The video frame is divided into a lot of coding tree units (CTUs) in H.265/HEVC standard. A CTU includes a coding tree block (CTB) of the luma samples, two CTBs of the chroma samples, and associated syntax elements. The CTU size can be adjusted from $16\times 16$ to $64\times 64$. Each CTU can be divided into four square CUs, and a CU can be recursively divided into four smaller CUs. A CU consists of a coding block (CB) of the luma samples, two CBs of the choma samples, and the associated syntax elements. The CU size can be $8\times 8$, $16\times 16$, $32\times 32$, or $64\times 64$. Figure 2 shows an example of the CTB structure for a given CTU. The CTU in Figure 2a is divided into different sized CUs. Correspondingly, the CTB structure is shown in Figure 2b. In each depth of CTB, the rate-distortion (RD) cost of each node is checked until the RD cost is minimum.

The prediction unit (PU) can be transmitted in the bitstream, which identifies the prediction mode of CU. A PU consists of a prediction block (PB) of the luma, two PB of the chroma, and associated syntax elements. Figure 3 shows the eight partition modes that may be used to define the PUs for a CU in H.265/HEVC inter-prediction. For a CU configured to use inter-prediction, all eight partitions include four symmetry modes ($2N*2N$, $2N*N$, $N*2N$, $N*N$) and four asymmetric modes ($2N*nU$, $2N*nD$, $nL*2N$, $nR*2N$).

A CU can be recursively divided into transform units (TUs) according to the quadtree structure, and CU is the root of the quadtree. The TU is a basic representative block having residual or transform coefficients. In TU, one syntax element named coded block flag (cbf) indicates whether at least one non-zero transform coefficient is transmitted for the whole CU. When there is a non-zero coefficient, cbf is equal to 0. When there is no non-zero coefficients, cbf is equal to 1. Moreover, cbf is an important factor for the CU size decision [14].

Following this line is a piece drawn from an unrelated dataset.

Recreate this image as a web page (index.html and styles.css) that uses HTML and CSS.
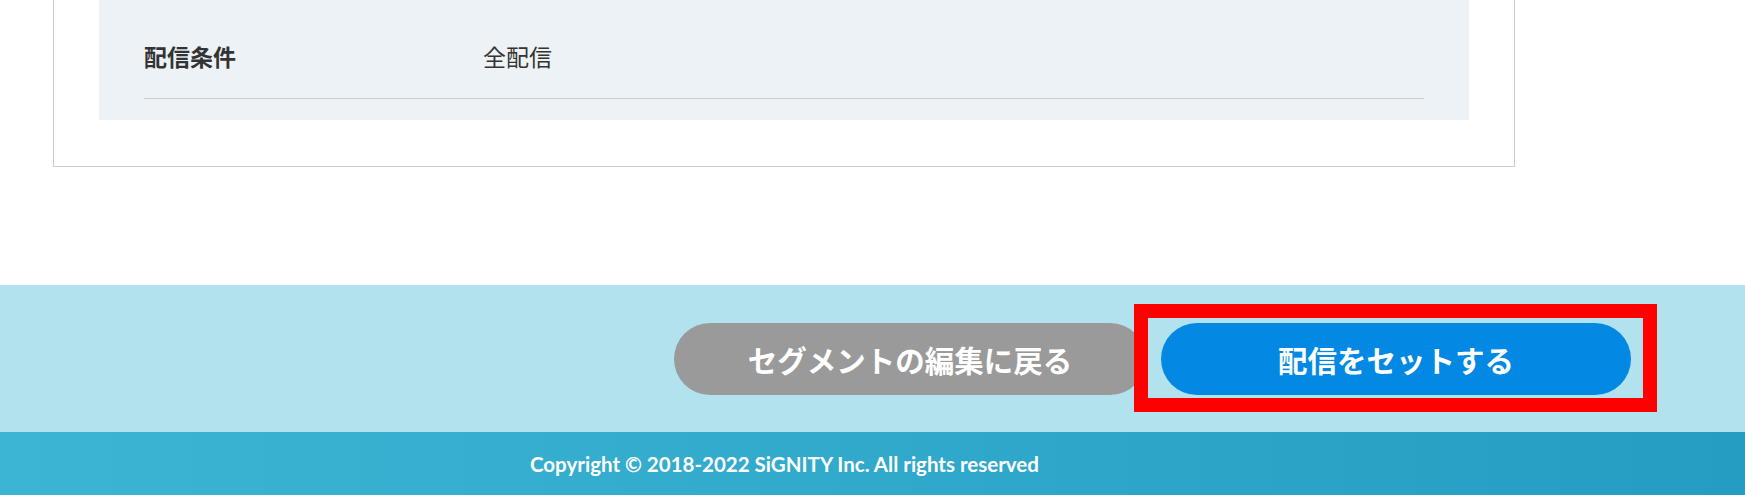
FILE: index.html
```html
<!DOCTYPE html>
<html lang="ja">
<head>
  <meta charset="UTF-8" />
  <title>配信設定の確認</title>
  <link rel="stylesheet" href="styles.css">
</head>
<body>
  <main class="content">
    <div class="card">
      <div class="panel">
        <div class="row">
          <span class="row-label">配信条件</span>
          <span class="row-value">全配信</span>
        </div>
      </div>
    </div>
  </main>

  <div class="actions">
    <button class="btn btn-back" type="button">セグメントの編集に戻る</button>
    <div class="highlight">
      <button class="btn btn-submit" type="button">配信をセットする</button>
    </div>
  </div>

  <footer class="footer">
    <p>Copyright © 2018-2022 SiGNITY Inc. All rights reserved</p>
  </footer>
</body>
</html>
```

FILE: styles.css
```css
body {
  font-family: "Noto Sans CJK JP", "Noto Sans", sans-serif;
  background: #ffffff;
  color: #333333;
  margin: 0;
}

.content {
  padding: 0 230px 118px 53px;
}

.card {
  background: white;
  border: 1px solid #cccccc;
  border-top: none;
  padding: 0 45px 46px;
}

.panel {
  background: #edf2f6;
  padding: 0 45px 21px;
}

.row {
  display: flex;
  align-items: center;
  padding: 41px 0 26px;
  border-bottom: 1px solid #cccccc;
  font-size: 23px;
  line-height: 31px;
}

.row-label {
  width: 339px;
  font-weight: 700;
}

.row-value {
  font-weight: 400;
}

.actions {
  background: #b1e2ed;
  height: 147px;
  display: flex;
  align-items: center;
  justify-content: flex-end;
  gap: 15px;
  padding-right: 114px;
}

.btn {
  height: 72px;
  border: none;
  border-radius: 36px;
  color: white;
  font-family: "Noto Sans CJK JP", "Noto Sans", sans-serif;
  font-size: 29.5px;
  font-weight: 700;
  cursor: pointer;
}

.btn-back {
  width: 472px;
  background: #9a9a9a;
}

.btn-submit {
  width: 470px;
  background: #0389e4;
  display: block;
}

.highlight {
  position: relative;
}

.highlight::after {
  content: "";
  position: absolute;
  top: -19px;
  bottom: -17px;
  left: -27px;
  right: -26px;
  border: 14px solid #ff0000;
  pointer-events: none;
}

.footer {
  height: 63px;
  background: linear-gradient(to right, #3cb5d4, #259dc3);
  display: flex;
  align-items: center;
  padding-left: 530px;
}

.footer p {
  margin: 0;
  font-family: Lato, "Noto Sans", sans-serif;
  font-size: 20.5px;
  font-weight: 700;
  color: white;
}
```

The advantage of block partitioning structure is that the arbitrary size of CTU enables the codec to be readily optimized for various contents, applications, and devices. However, the recursive structure of coding block causes lots of redundant computing. In order to support the real-time video transmission over VANETs, the redundant computing of the H.265/HEVC encoder should be decreased significantly.

4. The Proposed Low-Complexity and Hardware-Friendly H.265/HEVC Encoder for VANETs

4.1. The Novel Spatiotemporal Neighborhood Set

The object motion is regular in video sequences and there is some continuity in the depth between adjacent CUs. If the depth range of the current CU can be inferred from the encoded neighboring CU, then some hierarchical partitioning is directly skipped or terminated. Therefore, the computational complexity has been reduced, significantly.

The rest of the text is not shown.